A ideia é que o dinheiro (quase) não chega à esfera produtiva. O efeito do QE não é nulo, é só pequeno.
Há um aumento da base monetária, mas a oferta de moeda pode não ser muito afetada.
É um bocado ridículo que no seu link do post do Mário Amorim, ele ironize com Keynes, porque, segundo sei, a "armadilha de liquidez", que antigamente não passava de um conceito teórico e improvável, passou a fazer parte da realidade, e a justificar a ineficácia da política expansionista de alguns bancos centrais. Nessa brincadeira que ele faz com Keynes, acho que é um tiro no pé.

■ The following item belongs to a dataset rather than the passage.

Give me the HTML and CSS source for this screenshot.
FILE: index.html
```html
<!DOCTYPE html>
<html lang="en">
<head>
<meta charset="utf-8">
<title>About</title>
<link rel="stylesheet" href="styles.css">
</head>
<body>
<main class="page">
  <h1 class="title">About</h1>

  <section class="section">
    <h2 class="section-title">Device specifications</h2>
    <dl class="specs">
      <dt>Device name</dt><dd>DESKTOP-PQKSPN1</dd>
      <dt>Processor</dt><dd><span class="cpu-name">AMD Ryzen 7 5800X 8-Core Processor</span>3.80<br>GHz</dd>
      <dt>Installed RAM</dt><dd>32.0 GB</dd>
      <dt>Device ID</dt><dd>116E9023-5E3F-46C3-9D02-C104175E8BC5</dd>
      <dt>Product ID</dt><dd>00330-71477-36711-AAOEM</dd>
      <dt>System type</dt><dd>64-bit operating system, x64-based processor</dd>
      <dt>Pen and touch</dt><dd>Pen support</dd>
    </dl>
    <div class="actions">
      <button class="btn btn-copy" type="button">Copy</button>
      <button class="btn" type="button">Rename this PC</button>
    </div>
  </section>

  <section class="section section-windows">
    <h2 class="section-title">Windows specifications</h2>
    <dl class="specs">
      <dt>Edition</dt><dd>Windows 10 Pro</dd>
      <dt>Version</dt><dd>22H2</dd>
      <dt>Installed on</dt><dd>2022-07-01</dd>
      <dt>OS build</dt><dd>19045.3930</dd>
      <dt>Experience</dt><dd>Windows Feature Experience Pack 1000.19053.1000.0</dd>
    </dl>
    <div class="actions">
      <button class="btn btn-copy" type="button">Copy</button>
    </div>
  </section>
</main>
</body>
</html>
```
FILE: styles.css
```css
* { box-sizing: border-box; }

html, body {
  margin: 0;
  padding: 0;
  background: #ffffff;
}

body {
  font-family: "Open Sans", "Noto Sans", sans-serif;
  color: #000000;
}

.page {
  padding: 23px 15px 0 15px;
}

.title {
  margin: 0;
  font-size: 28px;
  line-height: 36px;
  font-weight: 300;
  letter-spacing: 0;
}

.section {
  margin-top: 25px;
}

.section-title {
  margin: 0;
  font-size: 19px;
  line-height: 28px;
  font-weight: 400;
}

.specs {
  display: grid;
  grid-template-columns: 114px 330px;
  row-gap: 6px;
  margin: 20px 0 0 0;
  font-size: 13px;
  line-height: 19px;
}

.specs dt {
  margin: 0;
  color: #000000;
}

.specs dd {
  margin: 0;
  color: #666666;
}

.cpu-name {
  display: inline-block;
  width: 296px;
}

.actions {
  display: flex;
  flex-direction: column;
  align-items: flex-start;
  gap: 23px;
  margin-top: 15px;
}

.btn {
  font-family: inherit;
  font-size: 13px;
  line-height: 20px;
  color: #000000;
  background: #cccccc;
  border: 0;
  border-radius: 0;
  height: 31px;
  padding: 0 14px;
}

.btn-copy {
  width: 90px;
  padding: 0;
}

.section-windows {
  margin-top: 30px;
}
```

Pior ainda se o Mário Amorim for um professor de economia, porque deste lado está um estudante.
E a Dívida Odiosa ? É para pagar e calar?...............
A inqualificável "ignorância" do amorim lopes é a ponta do iceberg que esconde os axiomas neoliberais e seus representantes emplumados
E são estes tipos que ocupam os lugares de professores e de doutrinadores económicos
Quanto aos "bocadinhos" pelas quais parece que está a ser feita e reestruturação...
Esta frase só pode ser mesmo uma piada de mau gosto.Ou a repetição um pouco tonta da propaganda governamnetal dita em voz off,enquanto afirma solenemente exactamente o contrário.